Performer Rivera Cook’s Response:
Nine days in, lips drying, cracking, skin burnt and weathered, roughed. Heat pounding on tired shoulders, sweat on neck. I’m exhausted. The early morning sunrise risings and sunset shots are my favorites, when the coolness quickens my blood. Now, in the heat of the day, I’m sluggish and grumpy, wanting to doze like the tiny lizards all around. Otto and Olive have set up a miniature frame- a super, close-up foreground with a tiny stick figure chorus far in the back ground. There are about 15 of us, the core group of seven augmented by some new arrivals coming in for the community shoot day. The newcomer’s energy makes me realize the gradual wear of the desert on my body. Everyday is a tradeoff. Sure footing on the steep rocks in exchange for long gashes on my shins. A gradual reduction in thirst and dehydration for the alligator skin patterns scaling on my skin. My energy learning to parallel itself to the desert animals- stillness, with quick darts, but letting go of its ability to sustain on-going duration. I’m breathing in the tempo of the desert now. Olive calls me to solo in the foreground. Feeling torn, glad not to deal with the social dynamics of the large group, but not sure if I have the energy to solo, I’m hoping Olive’s going to ask me to lie down and wiggle my fingers in a plant or something. Nope. It’s a full-body shot. While I’m mustering energy, trying to cultivate Qi from the heat, Otto makes a suggestion. “Do you know the dance of description?” One by one wake up the senses. Touch, taste, hearing, sight, smell, the kinesthetic. Tune to the environment; accept the truths both inside and outside the shell of the body. Translate the incoming sensorial information in to kinesthetic output.
Dance. The smell of the creosote bush, sound of hard rock scrabbling underfoot, soft caresses from the wind, burning of the sun’s glare, taste of the cracks in the rocks: everything becomes impetus for movement. Energy comes from engagement.
Suddenly, I’m fully here in the knockdown stunning presence of the desert. Every bee buzzing is no longer separate from me, an exhibit to tourist by. I’m here, fully part of the landscape, a strange human being, on par with ants, rodents, lizards. The look of the hunting bird yesterday that hovered over my head, considering me for dinner, makes sense now. I could very well be her dinner.
Below, the chorus of dancers rip and pound their booted feet through a small meadow that we once tiptoed through for fear of destroying mouse trails.
Fellow dancer, Dan Bear said, “we exist, therefore we change things”.
We do. We do. And every action is amplified in this extreme climate.

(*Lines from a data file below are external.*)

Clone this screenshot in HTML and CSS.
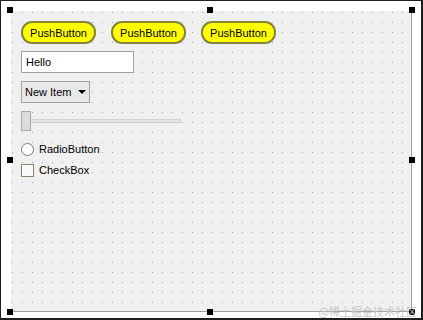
FILE: index.html
```html
<!DOCTYPE html>
<html>
<head>
<meta charset="utf-8">
<link rel="stylesheet" href="styles.css">
</head>
<body>
<div class="frame">
  <div class="form">
    <div class="row buttons">
      <button class="push">PushButton</button>
      <button class="push">PushButton</button>
      <button class="push">PushButton</button>
    </div>
    <div class="lineedit">Hello</div>
    <div class="combo"><span>New Item</span><span class="arrow"></span></div>
    <div class="slider"><div class="handle"></div><div class="groove"></div></div>
    <div class="opt radio"><span class="circle"></span><span>RadioButton</span></div>
    <div class="opt check"><span class="box"></span><span>CheckBox</span></div>

    <span class="h tl"></span><span class="h tm"></span><span class="h tr"></span>
    <span class="h ml"></span><span class="h mr"></span>
    <span class="h bl"></span><span class="h bm"></span><span class="h br"></span>
  </div>
  <div class="wm">@稀土掘金技术社区</div>
</div>
</body>
</html>
```
FILE: styles.css
```css
html, body { margin: 0; padding: 0; }
body { width: 423px; height: 320px; overflow: hidden; background: #fff;
  font-family: "Liberation Sans", Arial, sans-serif; font-size: 11px; color: #000; }
.frame { box-sizing: border-box; width: 423px; height: 320px;
  border-style: solid; border-color: #1e1e1e; border-width: 1px 2px 2px 1px;
  padding: 10px 0 0 10px; position: relative; background: #fff; }
.form { position: relative; box-sizing: border-box; width: 401px; height: 301px;
  background-color: #f0f0f0;
  background-image: radial-gradient(circle at 1.5px 1.5px, #a2a2a2 0.5px, rgba(240,240,240,0) 0.9px);
  background-size: 10px 10px; background-position: 0 0;
  border-right: 1px solid #a0a0a0; border-bottom: 1px solid #a0a0a0;
  padding: 10px 0 0 10px; display: flex; flex-direction: column; align-items: flex-start; }
.row { display: flex; gap: 15px; }
.push { box-sizing: border-box; width: 75px; height: 23px; border: 2px solid #84843a;
  border-radius: 11px; background: #ffff00; font: 11px "Liberation Sans", Arial, sans-serif;
  color: #000; padding: 0; margin: 0; }
.lineedit { box-sizing: border-box; margin-top: 7px; width: 113px; height: 22px;
  border: 1px solid #a0a0a0; background: #fff; padding: 0 4px; line-height: 20px; }
.combo { box-sizing: border-box; margin-top: 8px; width: 69px; height: 22px;
  border: 1px solid #a0a0a0; background: #e9e9e9; display: flex; align-items: center;
  padding: 0 0 0 3px; gap: 7px; }
.arrow { width: 0; height: 0; border-left: 4px solid transparent; border-right: 4px solid transparent;
  border-top: 4px solid #000; }
.slider { margin-top: 8px; display: flex; align-items: center; width: 160px; height: 20px; }
.handle { box-sizing: border-box; width: 10px; height: 20px; border: 1px solid #a8a8a8;
  background: #dcdcdc; flex: none; }
.groove { box-sizing: border-box; flex: 1; height: 4px; border: 1px solid #d0d0d0;
  border-left: none; background: #e4e4e4; }
.opt { display: flex; align-items: center; gap: 5px; height: 16px; }
.radio { margin-top: 10px; }
.check { margin-top: 5px; }
.circle { box-sizing: border-box; width: 13px; height: 13px; border-radius: 50%;
  border: 1px solid #7a7a7a; background: #fff; }
.box { box-sizing: border-box; width: 13px; height: 13px; border: 1px solid #85856d; background: #fafafa; }
.h { position: absolute; width: 6px; height: 6px; background: #000; }
.tl { left: -4px; top: -4px; }
.tm { left: 196px; top: -4px; }
.tr { right: -4px; top: -4px; }
.ml { left: -4px; top: 146px; }
.mr { right: -4px; top: 146px; }
.bl { left: -4px; bottom: -4px; }
.bm { left: 196px; bottom: -4px; }
.br { right: -4px; bottom: -4px; }
.wm { position: absolute; right: 4px; bottom: 0px; font-family: "Noto Sans CJK SC", sans-serif;
  font-size: 11px; color: #c4c4c4; line-height: 14px; }
```
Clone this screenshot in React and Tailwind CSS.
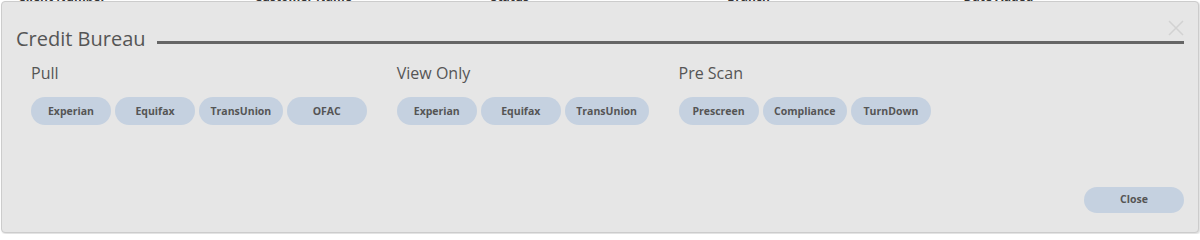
import React from "react";

const font = { fontFamily: '"Open Sans", "Noto Sans", sans-serif' };

function Pill({ children }) {
  return (
    <button className="h-[28px] min-w-[80px] px-[11.5px] rounded-full bg-[#c5d1e0] text-[10.5px] font-bold text-[#555555] leading-none">
      {children}
    </button>
  );
}

function Group({ label, items }) {
  return (
    <div className="flex flex-col">
      <div className="text-[16px] leading-[22px] text-[#555555]">{label}</div>
      <div className="mt-[13px] flex gap-[4px]">
        {items.map((i) => (
          <Pill key={i}>{i}</Pill>
        ))}
      </div>
    </div>
  );
}

export default function App() {
  return (
    <div className="relative h-[234px] w-[1200px] overflow-hidden bg-white" style={font}>
      <div className="grid grid-cols-5 pl-[18px] mt-[-12px] text-[12px] font-bold text-[#333333]">
        <div>Client Number</div>
        <div>Customer Name</div>
        <div>Status</div>
        <div>Branch</div>
        <div>Date Added</div>
      </div>
      <div className="absolute left-[1px] top-[1px] w-[1198px] h-[232px] rounded-[4px] border border-[#cccccc] bg-[#e6e6e6] shadow-[1px_1px_2px_rgba(0,0,0,0.15)] flex flex-col px-[14px]">
        <span className="absolute right-[14px] top-[18px] text-[#d2d2d2]">
          <svg width="16" height="16" viewBox="0 0 16 16" fill="none" stroke="currentColor" strokeWidth="1.5">
            <path d="M1 1L15 15M15 1L1 15" />
          </svg>
        </span>
        <div className="flex items-end mt-[23px]">
          <div className="text-[20px] leading-[27px] text-[#555555]">Credit Bureau</div>
          <div className="ml-[11px] flex-1 h-[3px] bg-[#666666] mb-[8px]" />
        </div>
        <div className="mt-[10px] pl-[15px] flex gap-[30px]">
          <Group label="Pull" items={["Experian", "Equifax", "TransUnion", "OFAC"]} />
          <Group label="View Only" items={["Experian", "Equifax", "TransUnion"]} />
          <Group label="Pre Scan" items={["Prescreen", "Compliance", "TurnDown"]} />
        </div>
        <div className="flex-1" />
        <div className="flex justify-end mb-[19px]">
          <button className="h-[26px] w-[100px] rounded-full bg-[#c5d1e0] text-[10.5px] font-bold text-[#555555]">
            Close
          </button>
        </div>
      </div>
    </div>
  );
}
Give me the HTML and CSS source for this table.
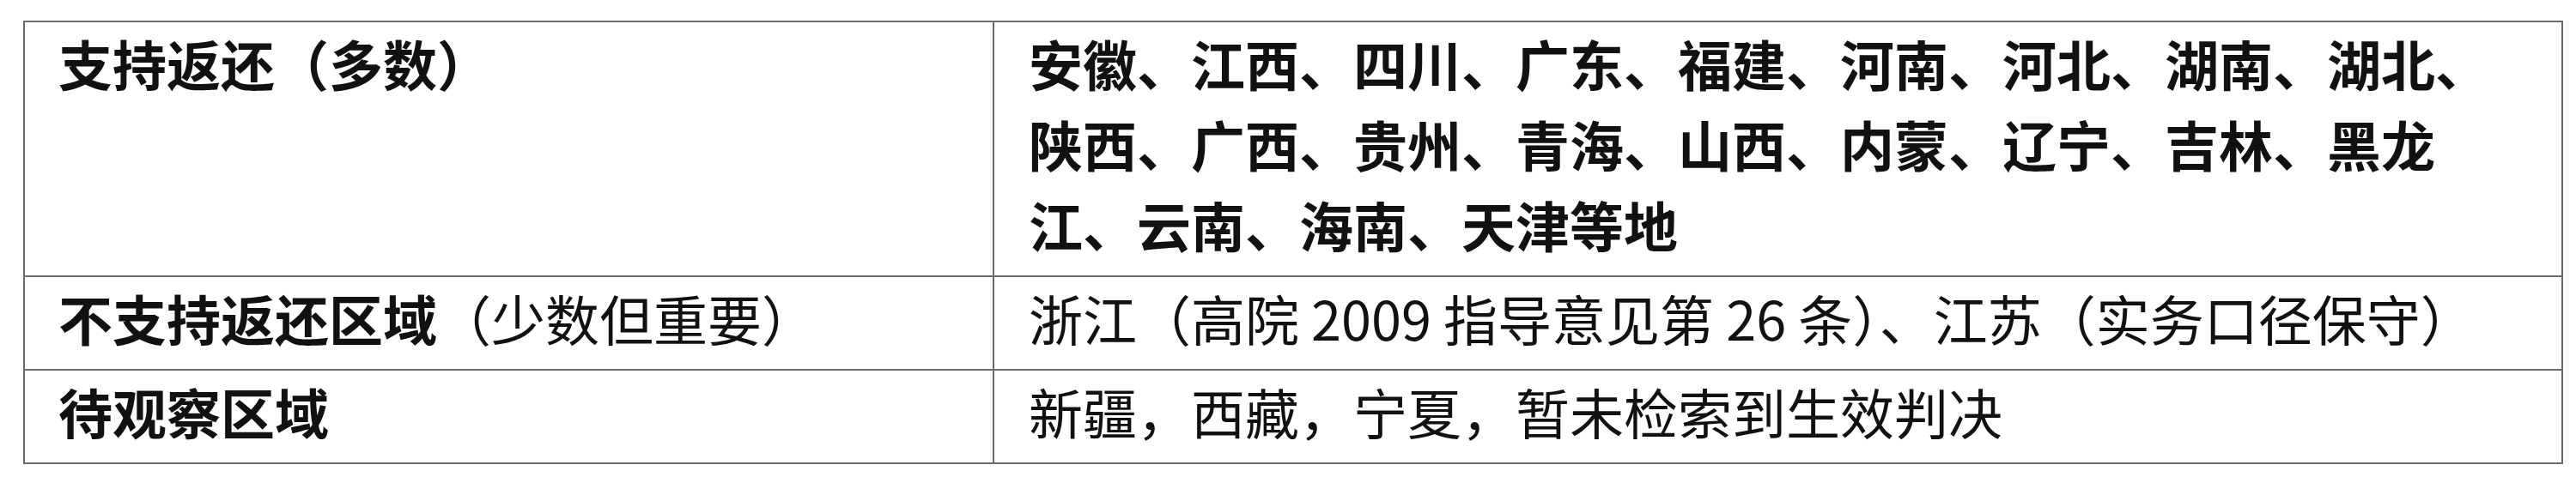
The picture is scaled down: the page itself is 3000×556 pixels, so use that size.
FILE: index.html
```html
<!DOCTYPE html>
<html lang="zh-CN">
<head>
<meta charset="utf-8">
<title>返还区域</title>
<link rel="stylesheet" href="styles.css">
</head>
<body>
<div class="page">
  <table class="regions">
    <colgroup>
      <col class="col-label">
      <col class="col-value">
    </colgroup>
    <tr>
      <td class="label"><strong>支持返还（多数）</strong></td>
      <td class="value"><strong>安徽、江西、四川、广东、福建、河南、河北、湖南、湖北、陕西、广西、贵州、青海、山西、内蒙、辽宁、吉林、黑龙江、云南、海南、天津等地</strong></td>
    </tr>
    <tr>
      <td class="label"><strong>不支持返还区域</strong>（少数但重要）</td>
      <td class="value">浙江（高院 2009 指导意见第 26 条）、江苏（实务口径保守）</td>
    </tr>
    <tr>
      <td class="label"><strong>待观察区域</strong></td>
      <td class="value">新疆，西藏，宁夏，暂未检索到生效判决</td>
    </tr>
  </table>
</div>
</body>
</html>
```

FILE: styles.css
```css
html, body {
  margin: 0;
  padding: 0;
  background: #ffffff;
}

.page {
  padding: 24px 0 0 27px;
}

.regions {
  border-collapse: collapse;
  table-layout: fixed;
  width: 2958px;
  font-family: "Noto Sans CJK SC", "Liberation Sans", sans-serif;
  font-size: 63px;
  line-height: 94px;
  color: #111111;
}

.col-label {
  width: 1129px;
}

.regions td {
  border: 2px solid #6a6a6a;
  vertical-align: top;
  padding: 0 30px 13px 39px;
  font-weight: 400;
}

.regions td.value {
  padding-left: 40px;
}

.regions strong {
  font-weight: 700;
}
```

Our impact is felt strongly in this delicate landscape of hardiness.
And so, here, dancing the dance of description on this rock, during our ninth day of shooting, all my senses ripped raw and open, an equally exchanging transfusion shocks through me. For the thirty-minute solo, I’m stunned, in balance. In spirit, body, heart and mind, I’m in ecstasy. There is no separation. No distinctions. Only union.
Performer Dan Bear Davis’s Response:
Born into blueness.
Sky dropped
into body.
Cropped from the cyanotype distance
into this landscape of self.
Surrender fallen sky, you are made of gravity.
Skeleton holds you earthbound
thinking thoughts of flight.
You can not escape root matter.
Strange creature drinking of liquid and image,
you will find all the cracks,
melt the rocks slowly
count the sand beneath.
Paper covers stone
water melts rock
mind tries to climb higher
unsatisfied by bounds of bone and form.
It is seven in the morning, and I am lying in a ball in a playboy leisure suit in a dry wash in the desert. Trying to find my shape. Searching for my geometry. My coordinates among giants.
I’ve been here before. Distilling from a blue place where I was not yet born. Thrust willy-nilly into form and structure, culture and expectation.
We are all aliens at this cocktail party.
We are all trying to fit into clothes that do not fit.
We are all being coerced into armor that is not ours. That we may have no use for.
Here, we are simply fallen sky.
Defined against a context out of context.
We are foreigners here, no matter how high we scale.
We are foreigners here, waiting for the fade into blue.
So, I am in the desert, twitching and convulsing between dream and stone. Trying to locate my borderlands. Discerning the necessary strength and fortification of my boundaries. It would be so easy to dissolve into this expanse. This expanse that will swallow you if you sit still long enough.
Wind grinding sand against skin, forcing the soft under parts to the surface, exposing bone, so you resemble the skeletal landscape.
This vast expanse of space between that points its crooked finger, laughing:
“Funny beast, funny beast! Stands upright and counts on fingers. Dresses self in symbol and composure and refuses to howl at the moon. Funny beast, funny beast. You cannot count as high as the stars. You cannot count as big as the sands. You can dig all you want. Water is in the sky.”
Funny beasts we are. Slamming unflinching against the solid structures of our lives. Trying to fit into odd shaped nooks and crannies, rubbing soft flesh against sandpaper grindstone, dancing between knife sharp edges.